TBB may be incorporating a similar functionality of KMP_BLOCKTIME. The TBB threads may be consuming processing time as a result. As a verification, add (to the iRep version) a timed wait of 2 seconds before your timed section. This should assure that all non-master threads have suspended. But this will not assure that then (threaded version of) MKL thread pool was initiated. The first MKL call will incur the overhead of initiating the MKL thread pool.

Lastly:

Your timed section is too small to be effectively measured. Thread start/stop/barrier times when running with 64 to 256 threads is significant.

A 64 x 64 doubles are relatively small arrays, and may even be too small to effectively use the parallel version of mkl.

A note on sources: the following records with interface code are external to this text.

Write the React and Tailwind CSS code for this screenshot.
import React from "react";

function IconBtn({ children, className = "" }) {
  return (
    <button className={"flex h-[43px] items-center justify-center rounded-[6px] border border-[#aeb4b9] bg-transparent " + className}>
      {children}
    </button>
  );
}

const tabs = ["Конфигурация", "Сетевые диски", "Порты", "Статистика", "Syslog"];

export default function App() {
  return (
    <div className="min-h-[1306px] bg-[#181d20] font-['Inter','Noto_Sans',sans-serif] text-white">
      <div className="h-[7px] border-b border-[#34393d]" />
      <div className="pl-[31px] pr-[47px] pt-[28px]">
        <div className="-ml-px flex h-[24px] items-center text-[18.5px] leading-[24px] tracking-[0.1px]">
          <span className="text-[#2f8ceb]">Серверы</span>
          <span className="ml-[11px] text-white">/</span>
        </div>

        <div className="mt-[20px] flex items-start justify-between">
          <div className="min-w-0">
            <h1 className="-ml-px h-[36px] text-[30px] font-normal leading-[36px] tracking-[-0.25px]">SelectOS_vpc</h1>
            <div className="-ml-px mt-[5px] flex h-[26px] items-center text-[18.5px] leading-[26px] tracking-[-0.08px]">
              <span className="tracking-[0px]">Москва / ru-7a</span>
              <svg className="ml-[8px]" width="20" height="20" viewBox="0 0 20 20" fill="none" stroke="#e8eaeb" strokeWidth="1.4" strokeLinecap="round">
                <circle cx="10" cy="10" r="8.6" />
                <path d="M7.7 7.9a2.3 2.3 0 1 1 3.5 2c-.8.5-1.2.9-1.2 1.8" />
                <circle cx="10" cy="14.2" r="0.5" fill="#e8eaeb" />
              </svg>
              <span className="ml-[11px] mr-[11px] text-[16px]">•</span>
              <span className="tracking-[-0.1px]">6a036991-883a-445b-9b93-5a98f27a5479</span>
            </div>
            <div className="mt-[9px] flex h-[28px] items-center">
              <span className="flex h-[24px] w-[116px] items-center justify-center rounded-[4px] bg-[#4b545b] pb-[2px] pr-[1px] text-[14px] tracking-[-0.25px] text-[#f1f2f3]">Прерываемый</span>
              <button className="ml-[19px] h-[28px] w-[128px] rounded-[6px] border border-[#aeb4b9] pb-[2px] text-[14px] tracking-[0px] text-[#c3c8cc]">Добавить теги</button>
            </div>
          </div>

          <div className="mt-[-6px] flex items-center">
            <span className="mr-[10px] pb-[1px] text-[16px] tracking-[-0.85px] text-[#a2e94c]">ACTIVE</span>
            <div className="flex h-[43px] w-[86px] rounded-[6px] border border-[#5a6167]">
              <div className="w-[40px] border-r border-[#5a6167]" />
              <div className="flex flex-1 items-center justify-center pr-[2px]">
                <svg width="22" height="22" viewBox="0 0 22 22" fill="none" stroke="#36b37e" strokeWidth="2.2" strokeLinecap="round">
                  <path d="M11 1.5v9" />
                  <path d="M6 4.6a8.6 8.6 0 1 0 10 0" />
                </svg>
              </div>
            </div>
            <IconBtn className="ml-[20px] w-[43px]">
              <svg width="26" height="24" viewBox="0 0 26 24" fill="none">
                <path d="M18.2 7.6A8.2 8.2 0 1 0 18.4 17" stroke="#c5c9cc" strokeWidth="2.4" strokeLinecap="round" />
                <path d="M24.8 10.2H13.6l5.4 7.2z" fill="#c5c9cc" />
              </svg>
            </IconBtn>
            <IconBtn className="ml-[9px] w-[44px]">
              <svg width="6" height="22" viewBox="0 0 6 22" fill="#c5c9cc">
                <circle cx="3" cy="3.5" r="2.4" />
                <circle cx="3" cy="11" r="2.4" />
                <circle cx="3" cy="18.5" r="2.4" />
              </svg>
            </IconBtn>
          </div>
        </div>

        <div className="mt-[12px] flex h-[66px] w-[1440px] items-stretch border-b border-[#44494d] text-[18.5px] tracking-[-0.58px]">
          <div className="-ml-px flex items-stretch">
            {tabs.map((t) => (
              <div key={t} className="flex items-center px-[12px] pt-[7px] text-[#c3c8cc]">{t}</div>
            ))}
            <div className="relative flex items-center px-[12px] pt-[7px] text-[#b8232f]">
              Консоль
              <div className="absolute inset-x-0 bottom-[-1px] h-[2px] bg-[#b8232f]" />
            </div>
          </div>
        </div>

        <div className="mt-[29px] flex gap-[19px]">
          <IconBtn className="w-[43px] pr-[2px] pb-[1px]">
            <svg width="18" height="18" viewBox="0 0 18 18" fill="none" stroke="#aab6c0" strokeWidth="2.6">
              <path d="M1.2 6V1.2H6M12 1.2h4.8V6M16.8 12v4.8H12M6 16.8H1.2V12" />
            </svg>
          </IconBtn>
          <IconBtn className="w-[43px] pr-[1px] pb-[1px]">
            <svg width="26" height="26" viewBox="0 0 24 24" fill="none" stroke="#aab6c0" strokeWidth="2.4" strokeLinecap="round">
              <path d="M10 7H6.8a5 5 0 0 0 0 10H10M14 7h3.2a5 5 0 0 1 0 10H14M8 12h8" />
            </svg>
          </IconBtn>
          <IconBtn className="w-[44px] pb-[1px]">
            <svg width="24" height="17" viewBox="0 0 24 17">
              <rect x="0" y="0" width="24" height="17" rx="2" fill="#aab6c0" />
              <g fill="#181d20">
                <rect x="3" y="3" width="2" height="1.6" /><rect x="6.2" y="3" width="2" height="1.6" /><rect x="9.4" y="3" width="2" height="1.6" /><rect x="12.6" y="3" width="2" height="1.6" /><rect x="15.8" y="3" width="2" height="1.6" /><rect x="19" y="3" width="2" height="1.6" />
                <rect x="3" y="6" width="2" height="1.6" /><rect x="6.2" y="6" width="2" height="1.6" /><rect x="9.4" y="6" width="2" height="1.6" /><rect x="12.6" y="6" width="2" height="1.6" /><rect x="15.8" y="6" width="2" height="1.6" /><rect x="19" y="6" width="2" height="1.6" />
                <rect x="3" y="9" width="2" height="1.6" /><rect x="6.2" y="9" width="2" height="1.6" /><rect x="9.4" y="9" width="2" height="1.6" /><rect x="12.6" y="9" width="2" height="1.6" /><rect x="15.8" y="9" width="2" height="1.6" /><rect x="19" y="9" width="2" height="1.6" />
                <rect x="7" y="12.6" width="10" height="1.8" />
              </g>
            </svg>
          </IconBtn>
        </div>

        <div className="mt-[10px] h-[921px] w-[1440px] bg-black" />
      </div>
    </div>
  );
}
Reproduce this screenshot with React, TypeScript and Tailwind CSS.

Assure that the sequential version of MKL is used for this test program (-mkl:sequential)

Also note:

If you predominantly call MKL from multiple threads within TBB (e.g. parallel_for and/or other concurrent task)...
... then link with the serial version of MKL

IOW assure that MKL does not spawn a new thread pool for each of its host's threads.

If you predominantly call MKL from a single thread within TBB (e.g. main thread or other dedicated thread)...
... then link with the parallel version of MKL

While this may seem backwards, it is not. Both versions of MKL are thread-safe. The differentiation is if MKL is to spawn or not spawn a thread pool in the context of the calling thread.